Address: No 54A, Lorong Haji Taib, Chow Kit 50350 KL
Total Residence: 85 People
This is Buku Jalanan Chow Kit (BJCK), an education center and a safe space for children in the neighborhood, many of whom are stateless and have no access to education. “It’s a space like the home, where the children can feel safe,” says founder Siti Rahayu Baharin, whose laidback and cheerful disposition belies a steely resolve and a propensity to do good by her principles.
Situated in the heart of Kuala Lumpur, Chow Kit has a reputation as a poor, rough and overcrowded urban neighborhood. Development is encroaching, but that is of no help to the disenfranchised who are being pushed even further into the margins. “Chow Kit is not a neighborhood for children to grow up in. There are no green spaces or places that they can safely play,” said Siti Rahayu.
She was volunteering at the local soup kitchens when she realized that she wanted to feed the mind as well as the body. “Education is a stepping stone for the children to change their lives,” she said.

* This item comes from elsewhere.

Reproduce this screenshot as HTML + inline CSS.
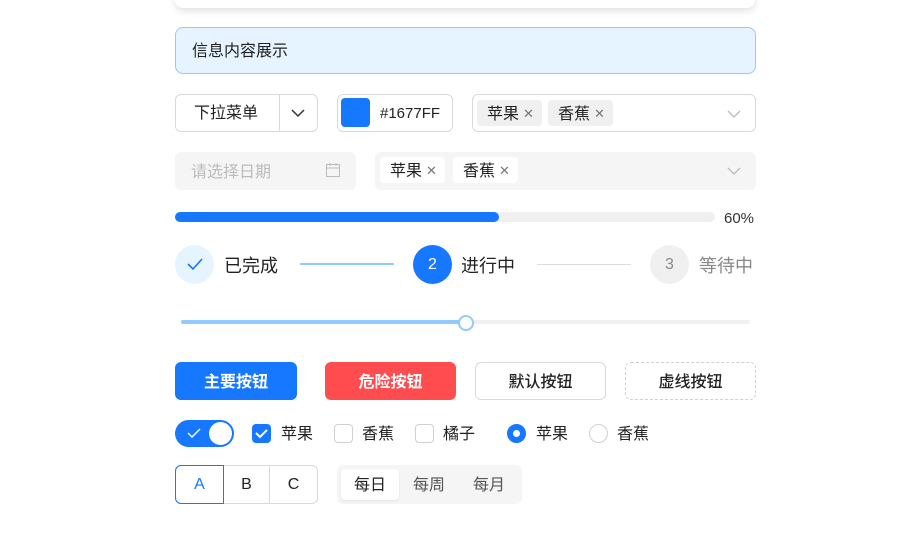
<!DOCTYPE html><html><head><meta charset="utf-8"><style>
*{box-sizing:border-box;margin:0;padding:0}
body{width:903px;height:545px;overflow:hidden;background:#fff;font-family:"Liberation Sans","Noto Sans CJK SC",sans-serif;font-size:16px;color:#222;position:relative;line-height:1}
.a{position:absolute}
.f{display:flex;align-items:center;padding-top:3px}
.tag{position:absolute;top:5px;height:26px;background:#f0f0f0;border-radius:4px;padding:3px 8px 0 10px;font-size:16px;display:flex;align-items:center;gap:4px}
.x{color:#777;font-size:13px;margin-top:-2px}
.btn{position:absolute;top:362px;height:38px;border-radius:6px;display:flex;align-items:center;justify-content:center;font-size:16px;font-weight:600;padding-top:3px}
.cb{position:absolute;top:424px;width:19px;height:19px;border:1px solid #d0d0d0;border-radius:4px;background:#fff}
.lb{position:absolute;top:427px;font-size:16px}
</style></head><body>
<div class="a" style="left:175px;top:-20px;width:580px;height:28px;background:#fff;border-radius:8px;box-shadow:0 3px 8px rgba(0,0,0,.12)"></div>
<div class="a f" style="left:175px;top:27px;width:581px;height:47px;background:#e6f4ff;border:1px solid #91caff;border-radius:8px;padding-left:16px">信息内容展示</div>

<div class="a" style="left:175px;top:94px;width:143px;height:38px;border:1px solid #d9d9d9;border-radius:6px"></div>
<div class="a" style="left:194px;top:106px">下拉菜单</div>
<div class="a" style="left:279px;top:95px;width:1px;height:36px;background:#d9d9d9"></div>
<svg class="a" style="left:291px;top:108px" width="14" height="10"><path d="M1 2l6 6 6-6" fill="none" stroke="#333" stroke-width="1.5"/></svg>

<div class="a" style="left:337px;top:94px;width:116px;height:38px;border:1px solid #d9d9d9;border-radius:6px"></div>
<div class="a" style="left:341px;top:98px;width:29px;height:29px;background:#1677ff;border-radius:4px"></div>
<div class="a" style="left:380px;top:106px;font-size:15px">#1677FF</div>

<div class="a" style="left:472px;top:94px;width:284px;height:38px;border:1px solid #d9d9d9;border-radius:6px">
<div class="tag" style="left:4px">苹果<span class="x">✕</span></div>
<div class="tag" style="left:75px">香蕉<span class="x">✕</span></div>
<svg class="a" style="left:254px;top:14px" width="14" height="10"><path d="M1 2l6 6 6-6" fill="none" stroke="#bbb" stroke-width="1.3"/></svg></div>

<div class="a f" style="left:175px;top:152px;width:181px;height:38px;background:#f5f5f5;border-radius:6px;padding-left:16px;color:#bbb">请选择日期</div>
<svg class="a" style="left:325px;top:162px" width="16" height="16"><rect x="1.5" y="2.5" width="13" height="12" fill="none" stroke="#bbb"/><path d="M1.5 6h13M5 1v3M11 1v3" stroke="#bbb"/></svg>
<div class="a" style="left:375px;top:152px;width:381px;height:38px;background:#f5f5f5;border-radius:6px">
<div class="tag" style="left:5px;background:#fff">苹果<span class="x">✕</span></div>
<div class="tag" style="left:78px;background:#fff">香蕉<span class="x">✕</span></div>
<svg class="a" style="left:352px;top:14px" width="14" height="10"><path d="M1 2l6 6 6-6" fill="none" stroke="#bbb" stroke-width="1.3"/></svg></div>

<div class="a" style="left:175px;top:212px;width:540px;height:10px;background:#f0f0f0;border-radius:5px"></div>
<div class="a" style="left:175px;top:212px;width:324px;height:10px;background:#1677ff;border-radius:5px"></div>
<div class="a" style="left:724px;top:211px;font-size:15px;color:#333">60%</div>

<div class="a" style="left:175px;top:245px;width:39px;height:39px;border-radius:50%;background:#e6f4ff"></div>
<svg class="a" style="left:186px;top:257px" width="18" height="14"><path d="M2 7l5 5 9-10" fill="none" stroke="#1677ff" stroke-width="1.6"/></svg>
<div class="a" style="left:224px;top:257px;font-size:18px">已完成</div>
<div class="a" style="left:300px;top:263px;width:94px;height:2px;background:#91caff"></div>
<div class="a f" style="left:413px;top:245px;width:39px;height:39px;border-radius:50%;background:#1677ff;color:#fff;justify-content:center;padding-top:1px">2</div>
<div class="a" style="left:461px;top:257px;font-size:18px">进行中</div>
<div class="a" style="left:537px;top:264px;width:94px;height:1px;background:#ddd"></div>
<div class="a f" style="left:650px;top:245px;width:39px;height:39px;border-radius:50%;background:#f0f0f0;color:#888;justify-content:center;padding-top:1px">3</div>
<div class="a" style="left:699px;top:257px;font-size:18px;color:#888">等待中</div>

<div class="a" style="left:181px;top:320px;width:569px;height:4px;background:#f0f0f0;border-radius:2px"></div>
<div class="a" style="left:181px;top:320px;width:285px;height:4px;background:#91caff;border-radius:2px"></div>
<div class="a" style="left:458px;top:315px;width:16px;height:16px;border-radius:50%;background:#fff;border:2px solid #91caff"></div>

<div class="btn" style="left:175px;width:122px;background:#1677ff;color:#fff">主要按钮</div>
<div class="btn" style="left:325px;width:131px;background:#ff4d4f;color:#fff">危险按钮</div>
<div class="btn" style="left:475px;width:131px;border:1px solid #d9d9d9;font-weight:500">默认按钮</div>
<div class="btn" style="left:625px;width:131px;border:1px dashed #d0d0d0;font-weight:500">虚线按钮</div>

<div class="a" style="left:175px;top:420px;width:59px;height:27px;border-radius:14px;background:#1677ff"></div>
<svg class="a" style="left:187px;top:427px" width="14" height="12"><path d="M1 6l4 4 8-8" fill="none" stroke="#fff" stroke-width="1.4"/></svg>
<div class="a" style="left:209px;top:422px;width:23px;height:23px;border-radius:50%;background:#fff"></div>
<div class="cb" style="left:252px;background:#1677ff;border-color:#1677ff"></div>
<svg class="a" style="left:255px;top:428px" width="13" height="11"><path d="M1 5l4 4 7-7" fill="none" stroke="#fff" stroke-width="2"/></svg>
<div class="lb" style="left:281px">苹果</div>
<div class="cb" style="left:334px"></div><div class="lb" style="left:362px">香蕉</div>
<div class="cb" style="left:415px"></div><div class="lb" style="left:443px">橘子</div>
<div class="a" style="left:507px;top:424px;width:19px;height:19px;border-radius:50%;border:6px solid #1677ff;background:#fff"></div>
<div class="lb" style="left:536px">苹果</div>
<div class="a" style="left:589px;top:424px;width:19px;height:19px;border-radius:50%;border:1px solid #d0d0d0"></div>
<div class="lb" style="left:617px">香蕉</div>

<div class="a" style="left:175px;top:465px;width:143px;height:39px;border:1px solid #d9d9d9;border-radius:6px"></div>
<div class="a f" style="left:175px;top:465px;width:49px;height:39px;border:1px solid #1677ff;border-radius:6px 0 0 6px;color:#1677ff;justify-content:center;padding-top:1px">A</div>
<div class="a f" style="left:224px;top:465px;width:45px;height:39px;justify-content:center;padding-top:1px">B</div>
<div class="a" style="left:269px;top:466px;width:1px;height:37px;background:#d9d9d9"></div>
<div class="a f" style="left:270px;top:465px;width:47px;height:39px;justify-content:center;padding-top:1px">C</div>

<div class="a" style="left:337px;top:465px;width:185px;height:39px;background:#f5f5f5;border-radius:6px"></div>
<div class="a f" style="left:341px;top:469px;width:58px;height:31px;background:#fff;border-radius:4px;justify-content:center;box-shadow:0 1px 2px rgba(0,0,0,.08)">每日</div>
<div class="a" style="left:413px;top:478px;color:#555">每周</div>
<div class="a" style="left:473px;top:478px;color:#555">每月</div>
</body></html>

The effects of poverty on children are far-reaching, especially when they do not receive an education. Without it, their opportunities would be severely limited, and they would not have the resources that might get them out of poverty. BJCK didn’t always have a place to call its own. Siti Rahayu started the program in an alleyway with classes twice a week.
The children would sit on mats placed on the ground, diligently listening to the tutors, mostly students from neighboring universities, and scribbling in their books lit up by torchlights and solar lamps. After three years on the street, Siti Rahayu and her team started envisioning a permanent place for BJCK, which came into being thanks to their efforts along with generous donations and sponsorships. Confectionary company Julie’s Biscuits pays the rent while ThinkCity, a community-focused urban regeneration organization, sponsored the renovations. BJCK held its first class in its new location on the last day of 2017
The center currently has 55 children, 28 of whom attend the school taught by three teachers. The children start coming into the center in the morning and stay on until evening. For many of them, home is often a cramped single room shared with a large family. At BJCK, they have breathing space to study and play. The school uniform is optional, but the children opt to wear it anyway because it gives them a sense of belonging.